• **What needs to be done**:
Print out each record below, unaltered and complete, without its images.

• **Input records**:
▬▬▬

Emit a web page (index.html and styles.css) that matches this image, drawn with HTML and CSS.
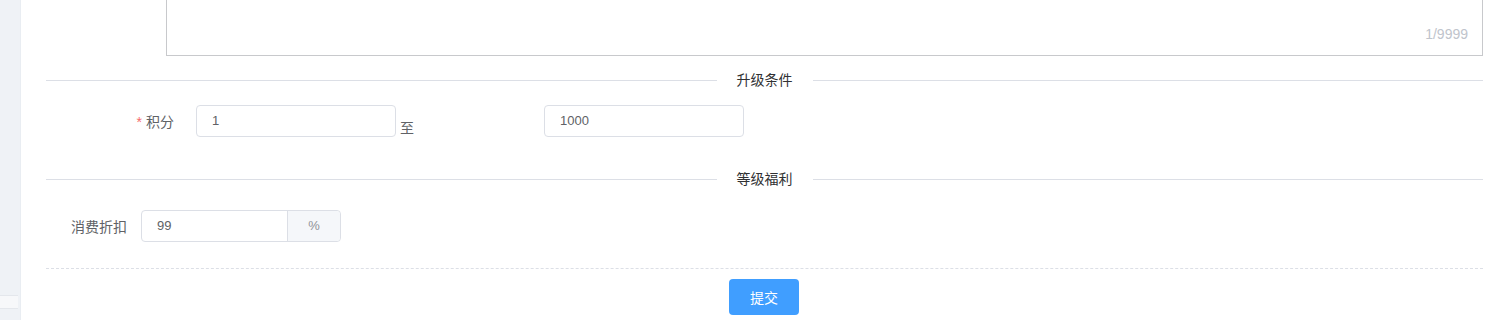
FILE: index.html
```html
<!DOCTYPE html>
<html lang="zh-CN">
<head>
  <meta charset="UTF-8" />
  <meta name="viewport" content="width=device-width, initial-scale=1.0"/>
  <title>会员等级</title>
  <link rel="stylesheet" href="styles.css">
</head>
<body>
  <div class="layout">
    <aside class="sidebar">
      <div class="sidebar-item"></div>
    </aside>

    <main class="main">
      <div class="remark-row">
        <div class="textarea-box">
          <span class="count">1/9999</span>
        </div>
      </div>

      <div class="divider divider-first"><span>升级条件</span></div>

      <div class="form-row row-points">
        <label class="form-label label-points"><span class="required">*</span>积分</label>
        <div class="input">1</div>
        <span class="range-sep">至</span>
        <div class="input input-max">1000</div>
      </div>

      <div class="divider divider-second"><span>等级福利</span></div>

      <div class="form-row row-discount">
        <label class="form-label label-discount">消费折扣</label>
        <div class="input-group">
          <div class="input-inner">99</div>
          <div class="input-append">%</div>
        </div>
      </div>

      <div class="form-footer">
        <button class="btn-primary">提交</button>
      </div>
    </main>
  </div>
</body>
</html>
```

FILE: styles.css
```css
body {
  margin: 0;
  font-family: "Liberation Sans", "Noto Sans CJK SC", sans-serif;
  color: #606266;
  background: #fff;
}

.layout {
  display: flex;
  height: 320px;
  overflow: hidden;
}

.sidebar {
  width: 20px;
  flex-shrink: 0;
  background: #eff2f6;
  border-right: 1px solid #e9edf2;
  display: flex;
  flex-direction: column;
}

.sidebar-item {
  margin-top: 295px;
  height: 14px;
  width: 18px;
  background: #f7f8fa;
  border-top: 1px solid #e4e7ec;
  border-bottom: 1px solid #e4e7ec;
  box-sizing: border-box;
}

.main {
  flex: 1;
  padding: 0 15px 0 25px;
}

.remark-row {
  padding-left: 120px;
}

.textarea-box {
  position: relative;
  height: 56px;
  box-sizing: border-box;
  border: 1px solid #c8c9cc;
  border-top: none;
}

.count {
  position: absolute;
  right: 14px;
  bottom: 13px;
  font-size: 14px;
  color: #c0c4cc;
}

.divider {
  display: flex;
  align-items: center;
  height: 20px;
  font-size: 14px;
  color: #303133;
}

.divider::before,
.divider::after {
  content: "";
  flex: 1;
  height: 1px;
  background: #dcdfe6;
}

.divider span {
  padding: 0 20px;
  line-height: 20px;
}

.divider-first {
  margin-top: 14px;
}

.divider-second {
  margin-top: 32px;
}

.form-row {
  display: flex;
  align-items: center;
  height: 32px;
}

.row-points {
  margin-top: 15px;
}

.row-discount {
  margin-top: 21px;
}

.form-label {
  box-sizing: border-box;
  text-align: right;
  font-size: 14px;
  color: #606266;
}

.label-points {
  width: 150px;
  padding-right: 22px;
}

.label-discount {
  width: 95px;
  padding-right: 14px;
}

.required {
  color: #f56c6c;
  margin-right: 4px;
}

.input {
  width: 200px;
  height: 32px;
  box-sizing: border-box;
  border: 1px solid #dcdfe6;
  border-radius: 4px;
  padding: 0 15px;
  line-height: 30px;
  font-size: 13px;
  color: #606266;
}

.range-sep {
  align-self: flex-end;
  margin-left: 4px;
  font-size: 14px;
  line-height: 18px;
  color: #606266;
}

.input-max {
  margin-left: 130px;
}

.input-group {
  display: flex;
  width: 200px;
  height: 32px;
  box-sizing: border-box;
  border: 1px solid #dcdfe6;
  border-radius: 4px;
  font-size: 13px;
}

.input-inner {
  flex: 1;
  padding: 0 15px;
  line-height: 30px;
}

.input-append {
  width: 53px;
  box-sizing: border-box;
  border-left: 1px solid #dcdfe6;
  background: #f5f7fa;
  border-radius: 0 4px 4px 0;
  text-align: center;
  line-height: 30px;
  color: #909399;
}

.form-footer {
  margin-top: 26px;
  border-top: 1px dashed #dcdfe6;
  padding-top: 10px;
  display: flex;
  justify-content: center;
}

.btn-primary {
  width: 70px;
  height: 36px;
  margin-right: 1px;
  border: none;
  border-radius: 4px;
  background: #409eff;
  color: #fff;
  font-family: "Liberation Sans", "Noto Sans CJK SC", sans-serif;
  font-size: 14px;
  cursor: pointer;
}

.btn-primary:hover {
  background: #66b1ff;
}
```
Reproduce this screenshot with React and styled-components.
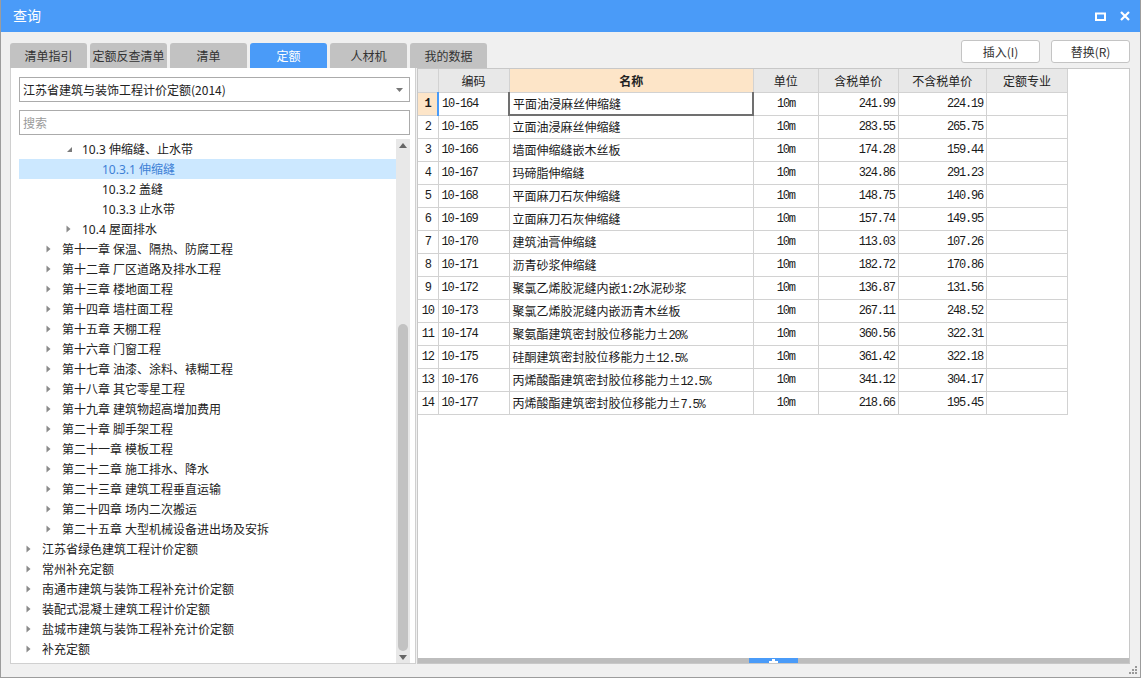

▬▬▬

• **Final result**:
Emit a web page (index.html and styles.css) that matches this image, drawn with HTML and CSS.
FILE: index.html
```html
<!DOCTYPE html>
<html lang="zh-CN">
<head>
  <meta charset="UTF-8" />
  <meta name="viewport" content="width=device-width, initial-scale=1.0"/>
  <title>会员等级</title>
  <link rel="stylesheet" href="styles.css">
</head>
<body>
  <div class="layout">
    <aside class="sidebar">
      <div class="sidebar-item"></div>
    </aside>

    <main class="main">
      <div class="remark-row">
        <div class="textarea-box">
          <span class="count">1/9999</span>
        </div>
      </div>

      <div class="divider divider-first"><span>升级条件</span></div>

      <div class="form-row row-points">
        <label class="form-label label-points"><span class="required">*</span>积分</label>
        <div class="input">1</div>
        <span class="range-sep">至</span>
        <div class="input input-max">1000</div>
      </div>

      <div class="divider divider-second"><span>等级福利</span></div>

      <div class="form-row row-discount">
        <label class="form-label label-discount">消费折扣</label>
        <div class="input-group">
          <div class="input-inner">99</div>
          <div class="input-append">%</div>
        </div>
      </div>

      <div class="form-footer">
        <button class="btn-primary">提交</button>
      </div>
    </main>
  </div>
</body>
</html>
```

FILE: styles.css
```css
body {
  margin: 0;
  font-family: "Liberation Sans", "Noto Sans CJK SC", sans-serif;
  color: #606266;
  background: #fff;
}

.layout {
  display: flex;
  height: 320px;
  overflow: hidden;
}

.sidebar {
  width: 20px;
  flex-shrink: 0;
  background: #eff2f6;
  border-right: 1px solid #e9edf2;
  display: flex;
  flex-direction: column;
}

.sidebar-item {
  margin-top: 295px;
  height: 14px;
  width: 18px;
  background: #f7f8fa;
  border-top: 1px solid #e4e7ec;
  border-bottom: 1px solid #e4e7ec;
  box-sizing: border-box;
}

.main {
  flex: 1;
  padding: 0 15px 0 25px;
}

.remark-row {
  padding-left: 120px;
}

.textarea-box {
  position: relative;
  height: 56px;
  box-sizing: border-box;
  border: 1px solid #c8c9cc;
  border-top: none;
}

.count {
  position: absolute;
  right: 14px;
  bottom: 13px;
  font-size: 14px;
  color: #c0c4cc;
}

.divider {
  display: flex;
  align-items: center;
  height: 20px;
  font-size: 14px;
  color: #303133;
}

.divider::before,
.divider::after {
  content: "";
  flex: 1;
  height: 1px;
  background: #dcdfe6;
}

.divider span {
  padding: 0 20px;
  line-height: 20px;
}

.divider-first {
  margin-top: 14px;
}

.divider-second {
  margin-top: 32px;
}

.form-row {
  display: flex;
  align-items: center;
  height: 32px;
}

.row-points {
  margin-top: 15px;
}

.row-discount {
  margin-top: 21px;
}

.form-label {
  box-sizing: border-box;
  text-align: right;
  font-size: 14px;
  color: #606266;
}

.label-points {
  width: 150px;
  padding-right: 22px;
}

.label-discount {
  width: 95px;
  padding-right: 14px;
}

.required {
  color: #f56c6c;
  margin-right: 4px;
}

.input {
  width: 200px;
  height: 32px;
  box-sizing: border-box;
  border: 1px solid #dcdfe6;
  border-radius: 4px;
  padding: 0 15px;
  line-height: 30px;
  font-size: 13px;
  color: #606266;
}

.range-sep {
  align-self: flex-end;
  margin-left: 4px;
  font-size: 14px;
  line-height: 18px;
  color: #606266;
}

.input-max {
  margin-left: 130px;
}

.input-group {
  display: flex;
  width: 200px;
  height: 32px;
  box-sizing: border-box;
  border: 1px solid #dcdfe6;
  border-radius: 4px;
  font-size: 13px;
}

.input-inner {
  flex: 1;
  padding: 0 15px;
  line-height: 30px;
}

.input-append {
  width: 53px;
  box-sizing: border-box;
  border-left: 1px solid #dcdfe6;
  background: #f5f7fa;
  border-radius: 0 4px 4px 0;
  text-align: center;
  line-height: 30px;
  color: #909399;
}

.form-footer {
  margin-top: 26px;
  border-top: 1px dashed #dcdfe6;
  padding-top: 10px;
  display: flex;
  justify-content: center;
}

.btn-primary {
  width: 70px;
  height: 36px;
  margin-right: 1px;
  border: none;
  border-radius: 4px;
  background: #409eff;
  color: #fff;
  font-family: "Liberation Sans", "Noto Sans CJK SC", sans-serif;
  font-size: 14px;
  cursor: pointer;
}

.btn-primary:hover {
  background: #66b1ff;
}
```
Reproduce this screenshot with React and styled-components.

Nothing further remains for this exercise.